**Given data**
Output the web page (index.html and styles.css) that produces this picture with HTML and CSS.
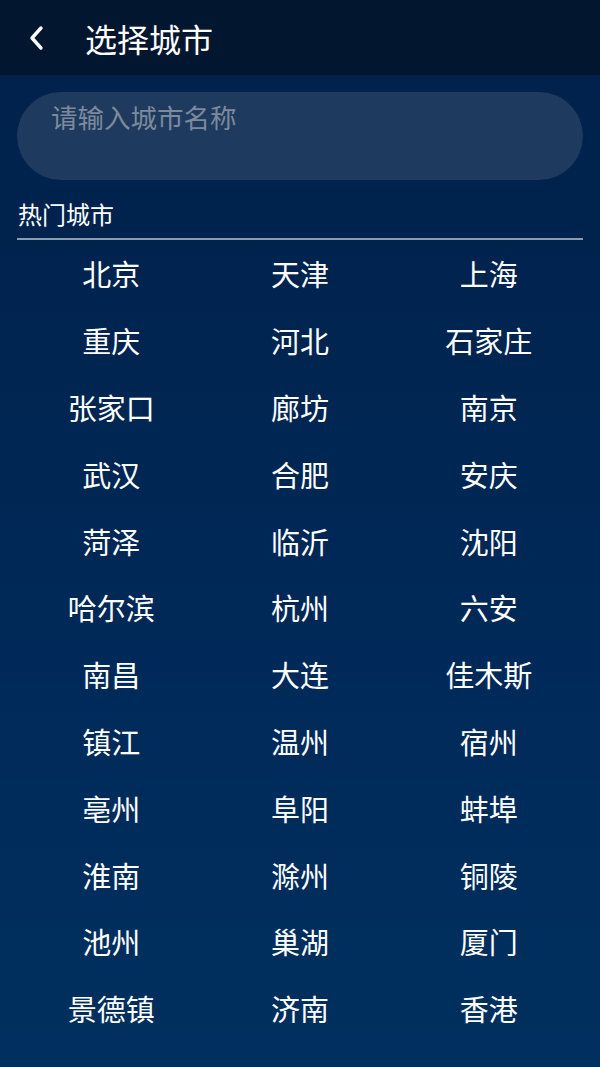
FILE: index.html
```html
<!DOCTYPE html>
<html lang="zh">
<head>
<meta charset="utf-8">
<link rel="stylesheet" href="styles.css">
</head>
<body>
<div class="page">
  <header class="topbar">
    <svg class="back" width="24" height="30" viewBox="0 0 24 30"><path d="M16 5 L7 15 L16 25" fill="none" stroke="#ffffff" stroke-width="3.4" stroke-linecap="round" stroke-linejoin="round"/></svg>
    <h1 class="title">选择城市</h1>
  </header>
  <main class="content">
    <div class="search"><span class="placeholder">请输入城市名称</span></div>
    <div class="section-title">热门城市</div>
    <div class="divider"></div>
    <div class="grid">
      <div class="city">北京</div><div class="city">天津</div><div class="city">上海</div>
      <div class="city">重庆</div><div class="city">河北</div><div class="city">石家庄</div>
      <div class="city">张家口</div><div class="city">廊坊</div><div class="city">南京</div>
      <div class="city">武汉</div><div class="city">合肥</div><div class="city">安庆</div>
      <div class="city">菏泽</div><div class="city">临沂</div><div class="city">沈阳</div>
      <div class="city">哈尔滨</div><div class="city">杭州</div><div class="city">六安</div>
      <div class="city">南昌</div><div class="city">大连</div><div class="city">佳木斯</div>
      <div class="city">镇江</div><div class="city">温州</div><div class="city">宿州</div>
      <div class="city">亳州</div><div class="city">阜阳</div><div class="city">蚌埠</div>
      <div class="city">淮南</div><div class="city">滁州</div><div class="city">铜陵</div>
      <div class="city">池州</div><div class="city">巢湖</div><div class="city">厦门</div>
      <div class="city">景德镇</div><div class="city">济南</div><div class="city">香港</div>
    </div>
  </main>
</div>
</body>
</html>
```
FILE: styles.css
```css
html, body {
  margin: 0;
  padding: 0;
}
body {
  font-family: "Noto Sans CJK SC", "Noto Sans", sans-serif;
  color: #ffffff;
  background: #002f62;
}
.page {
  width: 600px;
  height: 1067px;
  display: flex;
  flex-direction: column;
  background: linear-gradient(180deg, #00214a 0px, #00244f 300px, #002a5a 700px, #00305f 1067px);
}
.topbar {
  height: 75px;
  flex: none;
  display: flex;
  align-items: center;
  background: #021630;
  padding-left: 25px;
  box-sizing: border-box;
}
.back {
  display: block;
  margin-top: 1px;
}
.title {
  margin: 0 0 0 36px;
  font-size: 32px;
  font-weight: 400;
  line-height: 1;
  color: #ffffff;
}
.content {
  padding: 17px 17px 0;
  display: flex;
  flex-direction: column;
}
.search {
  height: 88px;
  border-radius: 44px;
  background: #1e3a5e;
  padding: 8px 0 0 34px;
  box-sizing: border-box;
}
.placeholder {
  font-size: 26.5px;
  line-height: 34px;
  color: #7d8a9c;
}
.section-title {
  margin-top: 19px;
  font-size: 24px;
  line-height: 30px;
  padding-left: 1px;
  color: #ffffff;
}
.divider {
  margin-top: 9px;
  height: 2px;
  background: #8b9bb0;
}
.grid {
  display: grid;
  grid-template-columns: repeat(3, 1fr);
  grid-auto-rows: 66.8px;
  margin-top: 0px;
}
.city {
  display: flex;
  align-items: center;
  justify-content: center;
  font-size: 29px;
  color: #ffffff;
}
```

**Required task**
Quote the material exactly. Pictures stay out.

**Full solution**
Output the web page (index.html and styles.css) that produces this picture with HTML and CSS.
FILE: index.html
```html
<!DOCTYPE html>
<html lang="zh">
<head>
<meta charset="utf-8">
<link rel="stylesheet" href="styles.css">
</head>
<body>
<div class="page">
  <header class="topbar">
    <svg class="back" width="24" height="30" viewBox="0 0 24 30"><path d="M16 5 L7 15 L16 25" fill="none" stroke="#ffffff" stroke-width="3.4" stroke-linecap="round" stroke-linejoin="round"/></svg>
    <h1 class="title">选择城市</h1>
  </header>
  <main class="content">
    <div class="search"><span class="placeholder">请输入城市名称</span></div>
    <div class="section-title">热门城市</div>
    <div class="divider"></div>
    <div class="grid">
      <div class="city">北京</div><div class="city">天津</div><div class="city">上海</div>
      <div class="city">重庆</div><div class="city">河北</div><div class="city">石家庄</div>
      <div class="city">张家口</div><div class="city">廊坊</div><div class="city">南京</div>
      <div class="city">武汉</div><div class="city">合肥</div><div class="city">安庆</div>
      <div class="city">菏泽</div><div class="city">临沂</div><div class="city">沈阳</div>
      <div class="city">哈尔滨</div><div class="city">杭州</div><div class="city">六安</div>
      <div class="city">南昌</div><div class="city">大连</div><div class="city">佳木斯</div>
      <div class="city">镇江</div><div class="city">温州</div><div class="city">宿州</div>
      <div class="city">亳州</div><div class="city">阜阳</div><div class="city">蚌埠</div>
      <div class="city">淮南</div><div class="city">滁州</div><div class="city">铜陵</div>
      <div class="city">池州</div><div class="city">巢湖</div><div class="city">厦门</div>
      <div class="city">景德镇</div><div class="city">济南</div><div class="city">香港</div>
    </div>
  </main>
</div>
</body>
</html>
```
FILE: styles.css
```css
html, body {
  margin: 0;
  padding: 0;
}
body {
  font-family: "Noto Sans CJK SC", "Noto Sans", sans-serif;
  color: #ffffff;
  background: #002f62;
}
.page {
  width: 600px;
  height: 1067px;
  display: flex;
  flex-direction: column;
  background: linear-gradient(180deg, #00214a 0px, #00244f 300px, #002a5a 700px, #00305f 1067px);
}
.topbar {
  height: 75px;
  flex: none;
  display: flex;
  align-items: center;
  background: #021630;
  padding-left: 25px;
  box-sizing: border-box;
}
.back {
  display: block;
  margin-top: 1px;
}
.title {
  margin: 0 0 0 36px;
  font-size: 32px;
  font-weight: 400;
  line-height: 1;
  color: #ffffff;
}
.content {
  padding: 17px 17px 0;
  display: flex;
  flex-direction: column;
}
.search {
  height: 88px;
  border-radius: 44px;
  background: #1e3a5e;
  padding: 8px 0 0 34px;
  box-sizing: border-box;
}
.placeholder {
  font-size: 26.5px;
  line-height: 34px;
  color: #7d8a9c;
}
.section-title {
  margin-top: 19px;
  font-size: 24px;
  line-height: 30px;
  padding-left: 1px;
  color: #ffffff;
}
.divider {
  margin-top: 9px;
  height: 2px;
  background: #8b9bb0;
}
.grid {
  display: grid;
  grid-template-columns: repeat(3, 1fr);
  grid-auto-rows: 66.8px;
  margin-top: 0px;
}
.city {
  display: flex;
  align-items: center;
  justify-content: center;
  font-size: 29px;
  color: #ffffff;
}
```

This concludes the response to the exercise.